Problem requirements:
Scan the listing and work out how many lines contain the word "Write". Nothing but the number should be given.

>> Start Data

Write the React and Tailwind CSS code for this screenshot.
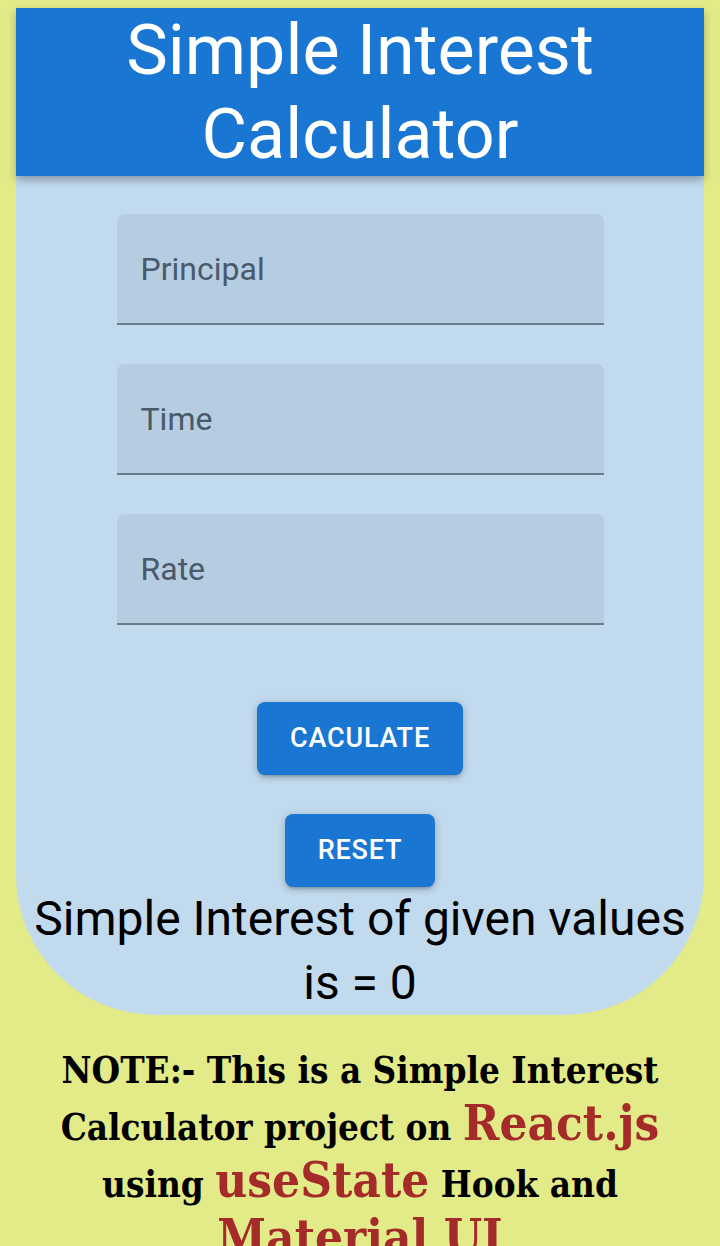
import { useState } from "react";

const FIELDS = ["Principal", "Time", "Rate"];

function FilledField({ label, value, onChange }) {
    return (
        <div className="relative w-[487px] h-[111px] bg-[#b6cde1] rounded-t-[8px] border-b-2 border-[#6a7d8d]">
            <input
                className="absolute inset-0 w-full h-full bg-transparent outline-none px-[24px] pt-[30px] text-[32px] text-black"
                value={ value }
                onChange={ (e) => onChange(e.target.value) }
            />
            { value === "" ? (
                <span className="pointer-events-none absolute left-[24px] top-[36px] text-[32px] leading-[38px] text-[#48596a]">
                    { label }
                </span>
            ) : null }
        </div>
    );
}

function BlueButton({ text, onClick }) {
    return (
        <button
            onClick={ onClick }
            className="h-[73px] px-[33px] rounded-[8px] bg-[#1976d2] text-white text-[27px] font-medium tracking-[0.03em] uppercase shadow-[0_3px_3px_-2px_rgba(0,0,0,0.2),0_3px_6px_0_rgba(0,0,0,0.14),0_1px_10px_0_rgba(0,0,0,0.12)]"
        >
            { text }
        </button>
    );
}

export default function App() {
    const [values, setValues] = useState({ Principal: "", Time: "", Rate: "" });
    const [interest, setInterest] = useState(0);

    const calculate = () => {
        const p = Number(values.Principal) || 0;
        const t = Number(values.Time) || 0;
        const r = Number(values.Rate) || 0;
        setInterest((p * t * r) / 100);
    }

    const reset = () => {
        setValues({ Principal: "", Time: "", Rate: "" });
        setInterest(0);
    }

    return (
        <div className="min-h-screen bg-[#e2eb88] pt-[8px] px-[16px] font-['Roboto',sans-serif] overflow-hidden">
            <div className="bg-[#c2daee] rounded-b-[140px]">
                <h1 className="bg-[#1976d2] text-white text-center text-[70px] leading-[84px] font-normal shadow-[0_4px_8px_rgba(0,0,0,0.3)]">
                    Simple Interest
                    <br />
                    Calculator
                </h1>

                <div className="flex flex-col items-center pt-[38px] gap-[39px]">
                    { FIELDS.map((name) => (
                        <FilledField
                            key={ name }
                            label={ name }
                            value={ values[name] }
                            onChange={ (v) => setValues({ ...values, [name]: v }) }
                        />
                    )) }
                </div>

                <div className="flex flex-col items-center mt-[77px] gap-[39px]">
                    <BlueButton text="Caculate" onClick={ calculate } />
                    <BlueButton text="Reset" onClick={ reset } />
                </div>

                <p className="text-center text-black text-[48px] leading-[64px]">
                    Simple Interest of given values is = { interest }
                </p>
            </div>

            <p className="mx-auto mt-[28px] w-[660px] text-center font-['DejaVu_Serif_Condensed','DejaVu_Serif',serif] font-bold text-[36.5px] leading-[56px] text-black">
                NOTE:- This is a Simple Interest Calculator project on{ " " }
                <span className="text-[49px] leading-none text-[#a52a2a]">React.js</span>{ " " }
                using{ " " }
                <span className="text-[49px] leading-none text-[#a52a2a]">useState</span>{ " " }
                Hook and{ " " }
                <span className="text-[49px] leading-none text-[#a52a2a]">Material UI</span>
            </p>
        </div>
    );
}
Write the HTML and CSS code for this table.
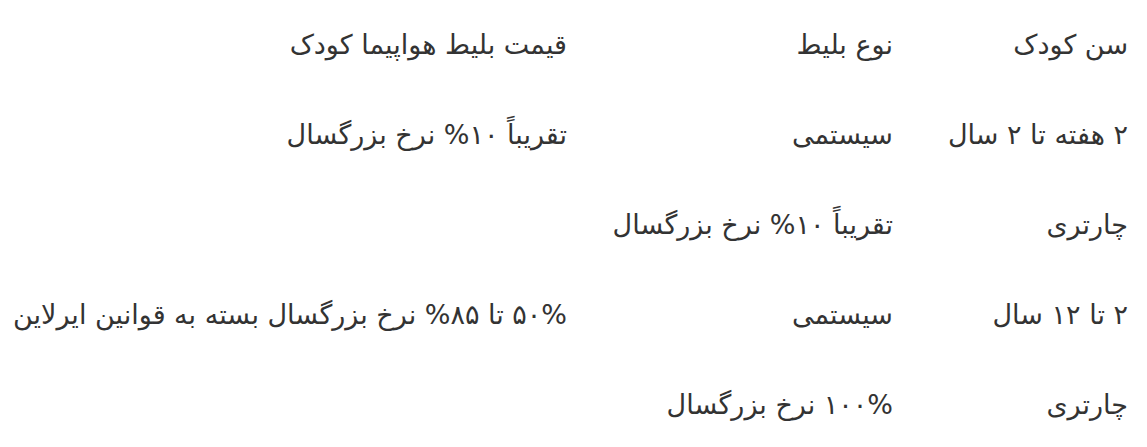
FILE: index.html
```html
<!DOCTYPE html>
<html lang="fa" dir="rtl">
<head>
<meta charset="utf-8">
<title>قیمت بلیط هواپیما کودک</title>
<link rel="stylesheet" href="styles.css">
</head>
<body>
<table class="fare-table">
  <colgroup>
    <col class="col-age">
    <col class="col-type">
    <col class="col-price">
  </colgroup>
  <tbody>
    <tr><td>سن کودک</td><td>نوع بلیط</td><td>قیمت بلیط هواپیما کودک</td></tr>
    <tr><td>۲ هفته تا ۲ سال</td><td>سیستمی</td><td>تقریباً ۱۰% نرخ بزرگسال</td></tr>
    <tr><td>چارتری</td><td>تقریباً ۱۰% نرخ بزرگسال</td><td></td></tr>
    <tr><td>۲ تا ۱۲ سال</td><td>سیستمی</td><td>۵۰% تا ۸۵% نرخ بزرگسال بسته به قوانین ایرلاین</td></tr>
    <tr><td>چارتری</td><td>۱۰۰% نرخ بزرگسال</td><td></td></tr>
  </tbody>
</table>
</body>
</html>
```
FILE: styles.css
```css
html, body {
  background: #ffffff;
}
body {
  margin: 0 8px;
  font-family: "DejaVu Sans", "Noto Sans", sans-serif;
  font-size: 27px;
  color: #333333;
}
.fare-table {
  width: 1131px;
  border-collapse: collapse;
  table-layout: fixed;
}
.col-age { width: 235px; }
.col-type { width: 326px; }
.col-price { width: 570px; }
.fare-table td {
  height: 90px;
  padding: 0 11px 0 0;
  text-align: right;
  vertical-align: middle;
  line-height: 40px;
  white-space: nowrap;
}
```
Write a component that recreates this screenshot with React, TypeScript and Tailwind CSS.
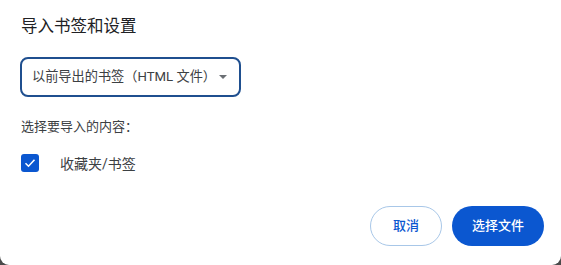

>> End Data

Response to this task:
3